They don’t just make you more efficient.
They change what you’re exposed to in the first place.

Subtle shift. Massive impact.

2. The Pattern Most Founders Miss—Until It’s Too Late

I’ve seen this play out more times than I can count.

Early stage. Everything’s tight. You’re in control. You know where everything is, who said what, and what needs to happen next. There’s a certain pride in that. Feels like competence.

And for a while, it works.

Then things pick up.

  • More customers.
  • More conversations.
  • More moving parts.

Nothing breaks. That’s the trap.

Instead, things just get… heavier.

You’re still getting through the day. Replying. Shipping. But something’s off. Important work starts getting pushed. Not ignored—just delayed. A day here. A week there.

Then you look up and realize you’ve been “busy” for months, but the business hasn’t moved as it should.

That’s not a motivation issue.

It’s structural.

Here’s how it usually unfolds:

  • Phase 1 — Control: You do everything. It works because the volume is low.
  • Phase 2 — Volume: Inputs increase. Emails, meetings, coordination. Still manageable. Barely.
  • Phase 3 — Saturation: Your day is full but unproductive. Real work gets fragmented.
  • Phase 4 — Plateau: Growth slows. Not because the opportunity isn’t there—but because you’re no longer operating at full capacity.

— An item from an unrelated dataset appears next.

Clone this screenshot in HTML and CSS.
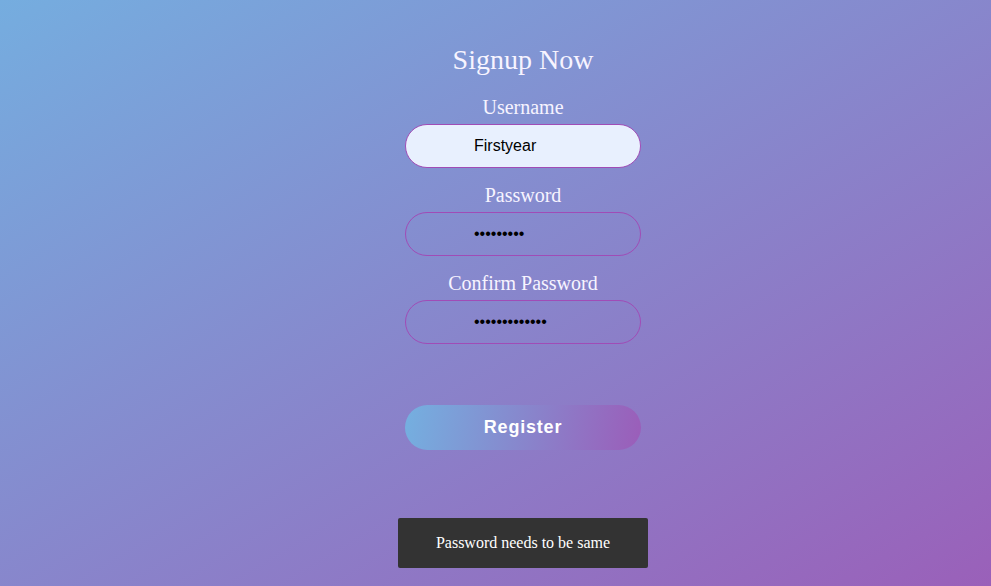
FILE: index.html
```html
<!DOCTYPE html>
<html lang="en">
<head>
<meta charset="utf-8">
<title>Signup</title>
<link rel="stylesheet" href="styles.css">
</head>
<body>
<main class="page">
  <form class="signup">
    <h2 class="title">Signup Now</h2>
    <label class="label" for="u">Username</label>
    <input class="field field-filled" id="u" type="text" value="Firstyear">
    <label class="label" for="p">Password</label>
    <input class="field" id="p" type="password" value="123456789">
    <label class="label" for="c">Confirm Password</label>
    <input class="field" id="c" type="password" value="1234567890123">
    <button class="register" type="button">Register</button>
  </form>
  <div class="toast">Password needs to be same</div>
</main>
</body>
</html>
```
FILE: styles.css
```css
html, body {
  margin: 0;
  padding: 0;
  height: 100%;
}
body {
  background: linear-gradient(to bottom right, #75addf, #9a60b9);
  font-family: "Liberation Serif", "Times New Roman", serif;
  color: #f7f4ff;
  overflow: hidden;
}
.page {
  display: flex;
  justify-content: center;
  padding-left: 55px;
}
.signup {
  width: 236px;
  display: flex;
  flex-direction: column;
  align-items: center;
  padding-top: 44px;
}
.title {
  margin: 0 0 20px;
  font-size: 28px;
  font-weight: normal;
  line-height: 32px;
}
.label {
  font-size: 20px;
  line-height: 23px;
  margin-bottom: 5px;
}
.field {
  box-sizing: border-box;
  width: 236px;
  height: 44px;
  border: 1px solid #a04cb6;
  border-radius: 22px;
  background: transparent;
  padding: 0 0 0 68px;
  margin: 0 0 16px;
  font-family: "Liberation Sans", Arial, sans-serif;
  font-size: 16px;
  color: #000;
  outline: none;
}
.field-filled {
  background: #e8f0fe;
}
.register {
  margin-top: 45px;
  width: 236px;
  height: 45px;
  border: none;
  border-radius: 23px;
  background: linear-gradient(100deg, #74b0e0, #9b5db9);
  color: #fff;
  font-family: "Liberation Sans", Arial, sans-serif;
  font-weight: bold;
  font-size: 18px;
  letter-spacing: 0.8px;
}
.toast {
  position: fixed;
  left: 398px;
  bottom: 18px;
  width: 250px;
  height: 50px;
  box-sizing: border-box;
  background: #333;
  border-radius: 2px;
  color: #fff;
  font-size: 16px;
  display: flex;
  align-items: center;
  justify-content: center;
}
```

No crash. No dramatic failure.

Just quiet underperformance.

That’s the dangerous version.

3. The Real Problem Isn’t Workload. It’s misallocation.

Let’s be honest.

Most founders default to one conclusion:

“I just need to push harder.”

That’s rarely true.

The issue isn’t that you have too much to do. It’s that you’re doing the wrong mix of things.

You’re blending:

  • Work that requires your judgment
  • With work that absolutely does not

And without intervention, the second category takes over.

Every time.

Because it’s immediate, it’s visible. It feels urgent.

So your day fills up with:

  • Inbox clearing
  • Scheduling
  • Coordination
  • Follow-ups

None of these strategies actually grows the business.

Here’s what that usually looks like in numbers:

Task Category Hours/Week Reality Check
Email + Inbox 10–15 Necessary, but low leverage
Scheduling 5–8 Pure coordination
Admin Work 5–10 Operational maintenance
Actual Growth Work 10–20 The only part that moves the business

Step back and look at that.

You’re spending up to half your week on work someone else could do—without putting the business at risk.

That’s not scrappy.
That’s expensive.

4. The Cost Nobody Calculates Properly

Most founders fixate on one number:

“This assistant costs $1,500 to $3,000 a month.”

Fine. That’s the visible cost.

But it’s not the real one.

The real cost sits in places you don’t track:

  • The deal you didn’t follow up on
  • The idea you didn’t have time to develop
  • The decision you rushed was because you were overloaded
  • The partnership you delayed by three weeks

That’s where the money goes.

And it compounds.

You’re not just losing time—you’re degrading the quality of your output.

Even research backs this up. Work from the American Psychological Association shows how multitasking increases stress and reduces performance. And firms like McKinsey & Company have been saying the same thing for years: high performers create value through focused, uninterrupted work.

  • Not a scattered effort.
  • Not constant switching.
  • Focused work.

This brings us to the real issue that most founders underestimate.

5. Context Switching Is Quietly Destroying Your Day

No one tracks this. They should.

Look at your last workday.

You probably moved between the following:

  • Email
  • Slack
  • Meetings
  • Documents
  • Back to email

Feels normal. It isn’t.

Every switch costs you. Not just the moment—it costs you the time it takes to get back into the original task.

You lose momentum. Then depth. Then clarity.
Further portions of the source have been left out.